In the comments of Chuck Schneider's last piece on marketing to millennials, many CE pros expressed difficulties working with and selling to Millennials. Schneider adds to the discussion here, by outlining the biggest roadblock to gaining clients of this generation: they haven't moved into homes of their own yet.
It’s important for the CE industry to take a brief look at where Millennials stand right now. Where are they living, and where do they ultimately want to live?
Millennials' current domestic situation was well summed up this past January by National Association of Home Builders (NAHB) assistant vice president for survey research, Rose Quint, at a seminar during the International Builders Show.
“The millennial generation is poised to make a significant impact on home design but first they have to move out of their parents’ homes and into a place of their own.”

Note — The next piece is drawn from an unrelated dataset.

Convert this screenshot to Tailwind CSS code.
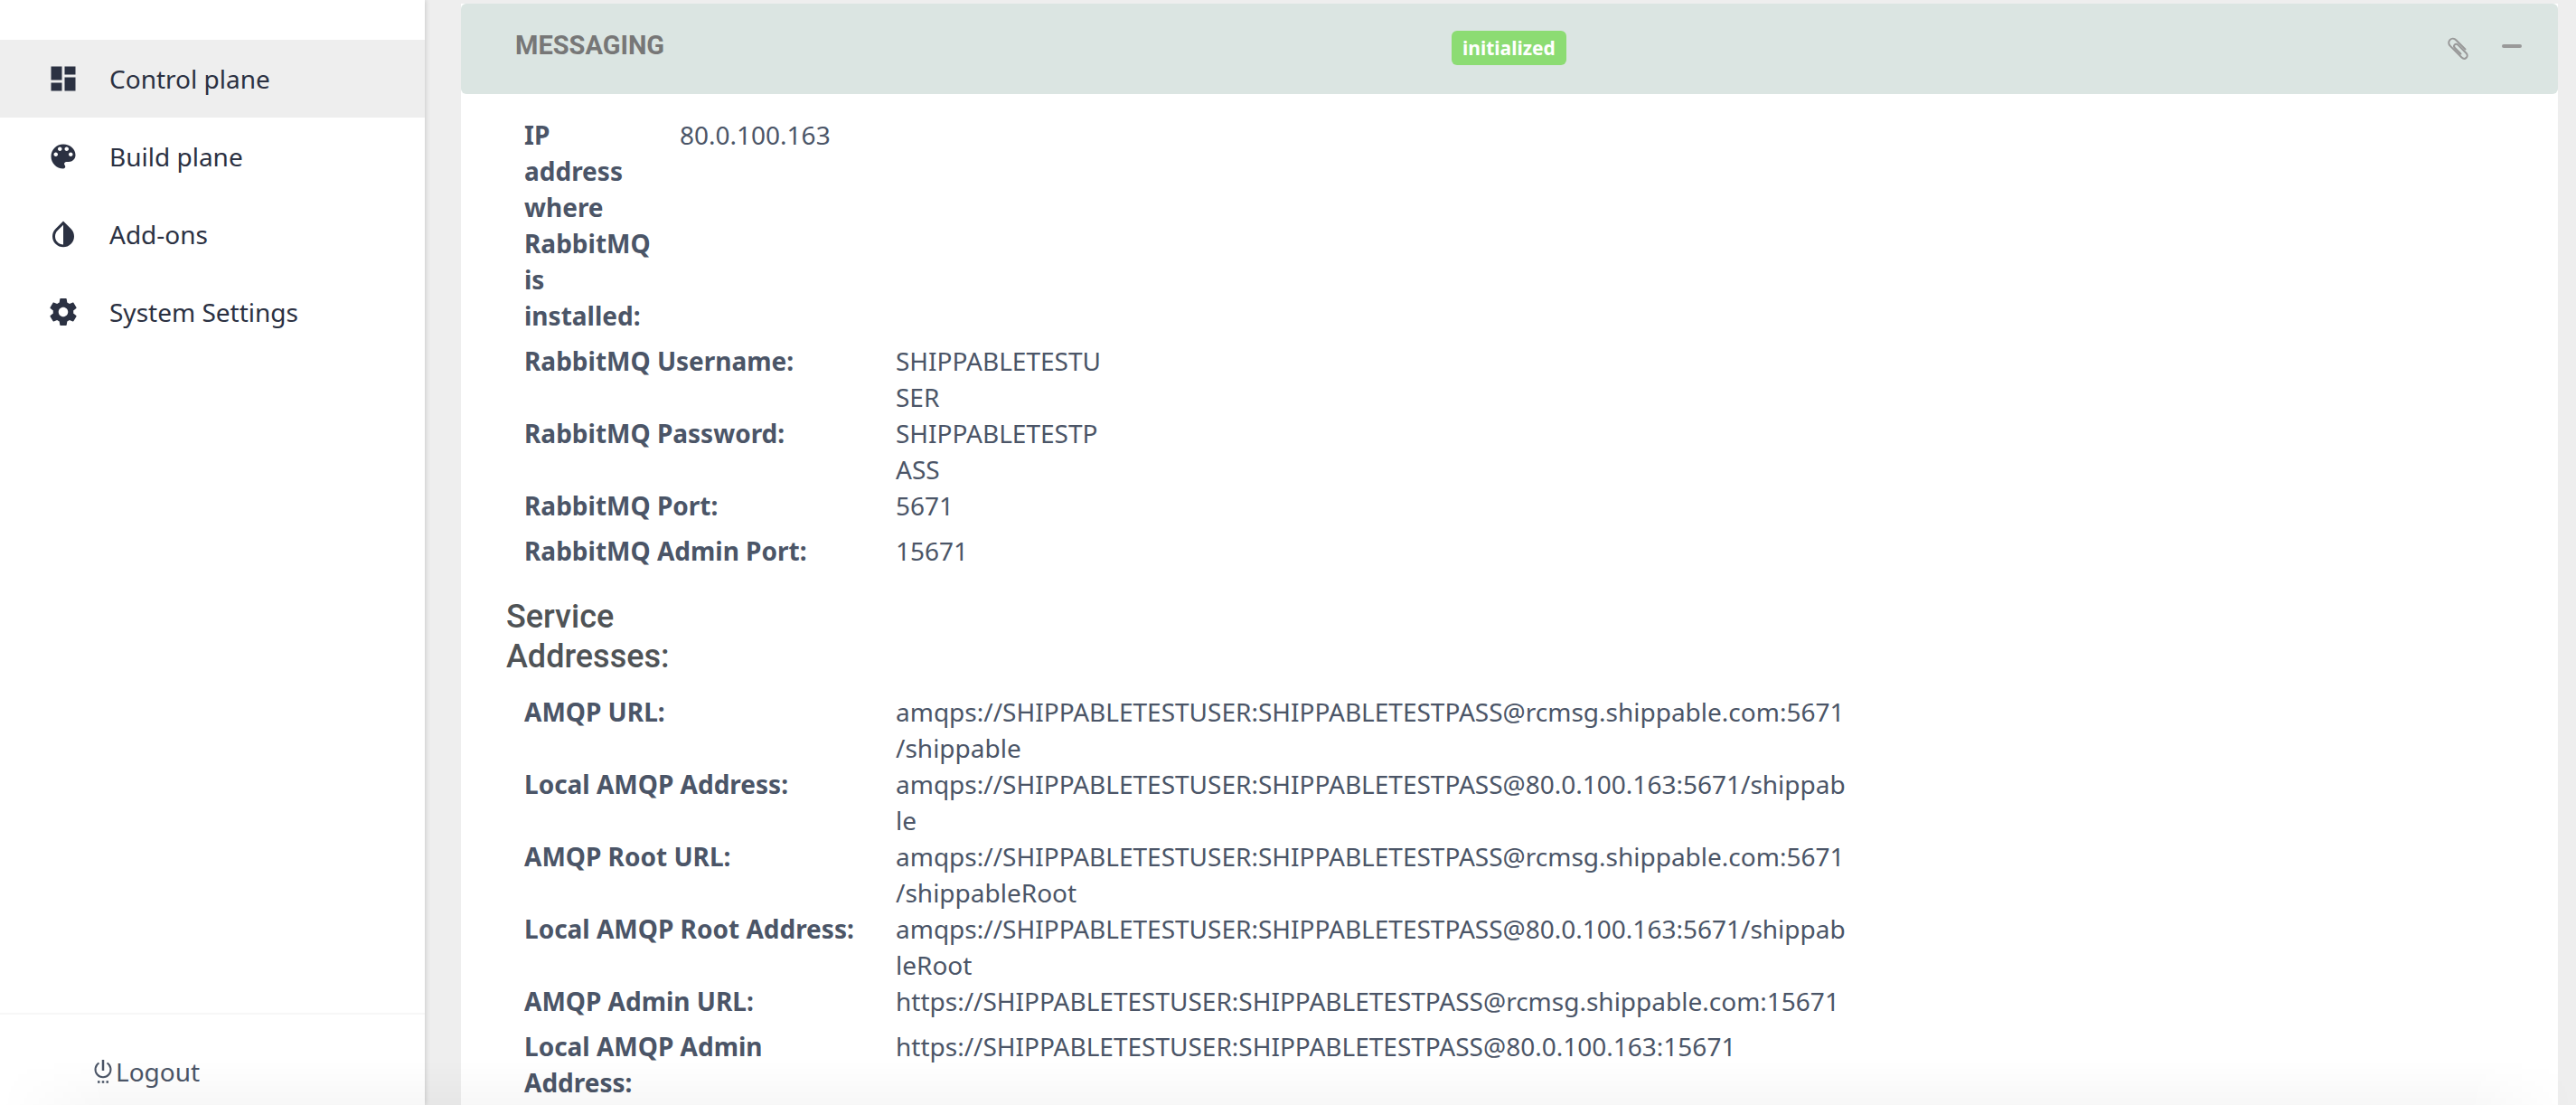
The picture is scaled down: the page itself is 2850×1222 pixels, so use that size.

Gallery: Millennials and the Demise of the Single Family Home
Since we slogged out of the Great Recession with frightfully minuscule GDP growth, pundits from the real estate world, among numerous others, have been wishfully predicting that “any day now” Gen Y will move into homes of their own.
There really hasn’t been much more than some relatively small fits and starts now for the greater part of a decade.
For our business to really blossom again, it better show some significant upticks soon. What we sell, install, monitor and maintain doesn’t happen in Mom’s basement or a bedroom rented apartment.
According to current thinking at the NAHB, when this bunch finally gets around to buying that first home they'll want the following:
- Separate laundry rooms
- Energy-star appliances and windows
- Exterior lighting
- Well-equipped kitchens
- Casual, comfortable living spaces, especially outdoor living rooms (what we used to call patios)
Where’s our stuff, you ask?
Oh, it’s there.
At that same January NAHB seminar, Better Homes and Gardens brand executive editor Jill Waage told the assemblage, “These Millennials want to use technology to make entertainment choices easier, monitor the comings and goings of packages, repairmen and their children, and improve their health and well-being.”
“They are comfortable with technology,” Waage continued. “After all, they are the first generation to walk into homeownership with a smartphone in their hands.”
So we’re not quite an asterisk but rather an assumption or even a given, sort of like what the dishwasher became to a home by the mid-1960s.
Somehow, we better find a way to climb our way out of this lack-of-status ditch.
If we can’t pass the outdoor living room or stackable, stainless-steel, 19-cycle clothes washer with a steamer mode as a “must-have” then we’re doomed to the standing of a low flush toilet … without the trendy Euro-bidet option.